2. A government expects to pay its electric bill relating to its current fiscal year sometime in the following year. An official of the government requests your advice as to whether the anticipated payment should be charged as an expenditure of the current or the following year. How would you respond?
3. Under pressure to balance their budgets, governments at all levels have resorted to fiscal gimmicks, such as delaying the wages and salaries of government employees from the last day of the month to the first day of the following month. In the year of the change they thereby had one fewer pay periods. How would the change affect the reported expenditures of a governmental fund under GAAP?
4. A government permits its employees to accumulate all unused vacation days and sick leave. Whereas (in accord with current standards) it may have to “book” a liability for the unused vacation days, it may not have to record an obligation for the unused sick leave. Explain and justify the applicable standards.
5. A school district grants teachers a sabbatical leave every seven years. Yet, consistent with GAAP, it fails to accrue a liability for such leave over the period in which the leave is earned—not even in its government-wide statements. How can you justify such accounting?
6. A government accounts for inventory on the consumption basis. Why do some accountants believe that it should offset the year-end inventory balance with a fund balance—nonspendable when no comparable fund balance is required for cash, taxes receivable, or most other assets?
7. A government accounts for inventory on the purchases basis. Why must it offset its year-end inventory balance with an addition to fund balance?
8. Many accountants note that for most governments the reported “bottom line” of their financial statements (i.e., revenues less expenditures/expenses and other charges that affect fund balance/net position) will not greatly differ between their fund statements and their government-wide statements insofar as the expenditures/expenses relate to long-term assets and the long-term liabilities issued to finance those assets. That’s because governments typically repay the debt evenly over a period which approximates the economic life of the related asset. Assuming the accountant’s assumption as to means of financing to be correct, will the expenditures and related charges affecting fund balance of the governmental fund statements approximate the expenses of the government-wide statements?
9. Governments are not required to accrue interest on long-term debt in governmental funds even if the interest is applicable to a current period and will be due the first day of the following year. Explain and justify the standards that permit this practice.
10. A school district accounts for its pension costs in a governmental fund. In a particular year the district’s actuary recommends that it contribute $18 million for the year. The district, however, had only budgeted $15 million and chooses to contribute only what was budgeted. The district is not legally or contractually required to follow the actuary’s recommendation. What should the district report as its pension expenditure for the year? Explain.

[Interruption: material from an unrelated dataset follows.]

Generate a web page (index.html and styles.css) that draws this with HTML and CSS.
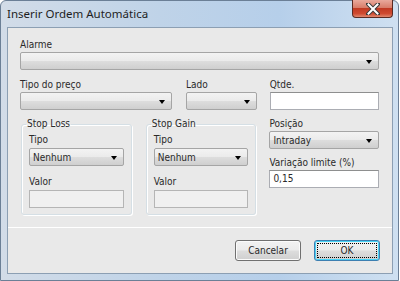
FILE: index.html
```html
<!DOCTYPE html>
<html>
  <head>
    <meta charset="utf-8" />
    <link rel="stylesheet" href="styles.css">
  </head>
  <body>
    <div class="window">
      <div class="titlebar">
        <span class="title">Inserir Ordem Automática</span>
        <div class="close-btn">
          <svg width="14" height="12" viewBox="0 0 14 12">
            <path d="M2 1 L12 11 M12 1 L2 11" stroke="#3a3a3a" stroke-width="4" stroke-linecap="square" />
            <path d="M2.5 1.5 L11.5 10.5 M11.5 1.5 L2.5 10.5" stroke="#ffffff" stroke-width="2" stroke-linecap="square" />
          </svg>
        </div>
      </div>

      <div class="client">
        <div class="form">
          <div class="field">
            <label>Alarme</label>
            <div class="combo"><span></span><i class="arrow"></i></div>
          </div>

          <div class="row">
            <div class="field w-preco">
              <label>Tipo do preço</label>
              <div class="combo"><span></span><i class="arrow"></i></div>
            </div>
            <div class="field w-lado">
              <label>Lado</label>
              <div class="combo"><span></span><i class="arrow"></i></div>
            </div>
            <div class="field w-right">
              <label>Qtde.</label>
              <div class="textbox"></div>
            </div>
          </div>

          <div class="row bottom-row">
            <fieldset class="group">
              <legend>Stop Loss</legend>
              <label>Tipo</label>
              <div class="combo small"><span>Nenhum</span><i class="arrow"></i></div>
              <label class="sub">Valor</label>
              <div class="textbox disabled"></div>
            </fieldset>
            <fieldset class="group">
              <legend>Stop Gain</legend>
              <label>Tipo</label>
              <div class="combo small"><span>Nenhum</span><i class="arrow"></i></div>
              <label class="sub">Valor</label>
              <div class="textbox disabled"></div>
            </fieldset>
            <div class="field w-right right-col">
              <label>Posição</label>
              <div class="combo"><span>Intraday</span><i class="arrow"></i></div>
              <label class="sub">Variação limite (%)</label>
              <div class="textbox"><span>0,15</span></div>
            </div>
          </div>
        </div>

        <div class="footer">
          <button class="btn">Cancelar</button>
          <button class="btn default"><span>OK</span></button>
        </div>
      </div>
    </div>
  </body>
</html>
```

FILE: styles.css
```css
html,
body {
  margin: 0;
  padding: 0;
  width: 400px;
  height: 281px;
  overflow: hidden;
  background: #ffffff;
}
body {
  font-family: "DejaVu Sans Condensed", "DejaVu Sans", sans-serif;
  font-stretch: condensed;
  font-size: 10px;
  color: #2a2a2a;
}
.window {
  box-sizing: border-box;
  width: 399px;
  height: 281px;
  border: 1px solid #6b7f96;
  border-radius: 6px 6px 0 0;
  background: linear-gradient(90deg, #d2dce8 0%, #bfd3e8 40%, #b6cfea 70%, #cfe0f1 100%);
  display: flex;
  flex-direction: column;
  padding: 0 5px 6px 6px;
}
.titlebar {
  height: 26px;
  display: flex;
  justify-content: space-between;
  align-items: flex-start;
}
.title {
  font-family: "Noto Sans", sans-serif;
  font-stretch: normal;
  font-size: 11.5px;
  color: #1e1e1e;
  margin-top: 5px;
}
.close-btn {
  width: 41px;
  height: 18px;
  margin-top: -1px;
  border: 1px solid #5a2a22;
  border-top: none;
  border-radius: 0 0 4px 4px;
  box-sizing: border-box;
  background: linear-gradient(180deg, #e9a99c 0%, #d87d6a 45%, #c13a23 50%, #cf4a30 80%, #e0886f 100%);
  display: flex;
  align-items: center;
  justify-content: center;
}
.client {
  flex: 1;
  background: #e9e9e9;
  border: 1px solid #8c9fb3;
  display: flex;
  flex-direction: column;
}
.form {
  padding: 11px 13px 0 12px;
  height: 188px;
  border-bottom: 1px solid #ffffff;
}
.field {
  display: flex;
  flex-direction: column;
}
label {
  display: block;
  height: 12px;
  line-height: 12px;
  margin-bottom: 1px;
}
.combo {
  box-sizing: border-box;
  height: 18px;
  border: 1px solid #a5a5a5;
  border-radius: 2px;
  background: linear-gradient(180deg, #f3f3f3 0%, #ebebeb 48%, #dddddd 52%, #cfcfcf 100%);
  display: flex;
  justify-content: space-between;
  align-items: center;
  padding: 0 6px 0 3px;
}
.arrow {
  width: 0;
  height: 0;
  border-left: 3px solid transparent;
  border-right: 3px solid transparent;
  border-top: 4px solid #000000;
  margin-top: 1px;
}
.textbox {
  box-sizing: border-box;
  height: 18px;
  background: #ffffff;
  border: 1px solid #abadb3;
  border-top-color: #8e8f8f;
  padding: 0 3px;
  line-height: 16px;
}
.textbox.disabled {
  background: #f0f0f0;
  border-color: #b5b5b5;
}
.row {
  display: flex;
  gap: 13px;
  margin-top: 9px;
}
.w-preco {
  width: 153px;
}
.w-lado {
  width: 71px;
  margin-left: 1px;
}
.w-right {
  width: 110px;
}
.bottom-row {
  margin-top: 8px;
  gap: 14px;
}
.group {
  box-sizing: border-box;
  width: 111px;
  height: 97px;
  margin: 0 0 0 1px;
  padding: 4px 7px 0 7px;
  border: 1px solid #d5dfe5;
  box-shadow: inset 1px 1px 0 #ffffff, 1px 1px 0 #ffffff;
  border-radius: 3px;
}
.group + .group {
  margin-left: 0;
}
legend {
  padding: 0 1px;
  margin-left: -3px;
  height: 12px;
  line-height: 12px;
}
.group label {
  margin-bottom: 2px;
}
.group .sub {
  margin-top: 10px;
}
.right-col {
  margin-left: -1px;
}
.right-col .sub {
  margin-top: 8px;
}
.footer {
  flex: 1;
  display: flex;
  justify-content: flex-end;
  align-items: flex-start;
  gap: 13px;
  padding: 12px 12px 0 0;
}
.btn {
  box-sizing: border-box;
  width: 66px;
  height: 21px;
  font-family: inherit;
  font-stretch: condensed;
  font-size: 10px;
  color: #2a2a2a;
  border: 1px solid #707070;
  border-radius: 3px;
  background: linear-gradient(180deg, #f2f2f2 0%, #ebebeb 48%, #dddddd 52%, #cfcfcf 100%);
  box-shadow: inset 0 0 0 1px #fbfbfb;
  padding: 0;
}
.btn.default {
  border-color: #3c7fb1;
  box-shadow: inset 0 0 0 1px #48d2f5;
  padding: 2px;
}
.btn.default span {
  display: flex;
  align-items: center;
  justify-content: center;
  height: 100%;
  outline: 1px dotted #000000;
  outline-offset: -1px;
}
```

11. A city’s electric utility transfers $40 million to its general fund. Of this amount, $30 million is a return of the general fund’s initial contribution of “start-up capital.” The balance is a payment in lieu of property taxes that a private utility operating in the city would have had to pay. Explain how each element of the transfer would be reported in the general fund’s operating statement.
12. A government’s unassigned fund balance in the general fund at year-end should be indicative of the amount that the government has available for appropriation in future years. Explain and provide an example to support your answer.
13. Per GASB standards if a government gives a cash advance to a grantee and the grantee has not yet satisfied all eligibility requirements, the government would offset its credit to cash with a debit to an asset. By contrast, if the grantee has satisfied all eligibility requirements then it would offset the credit to cash with a debit to a deferred outflow of resources. On what basis can this difference in accounting be justified?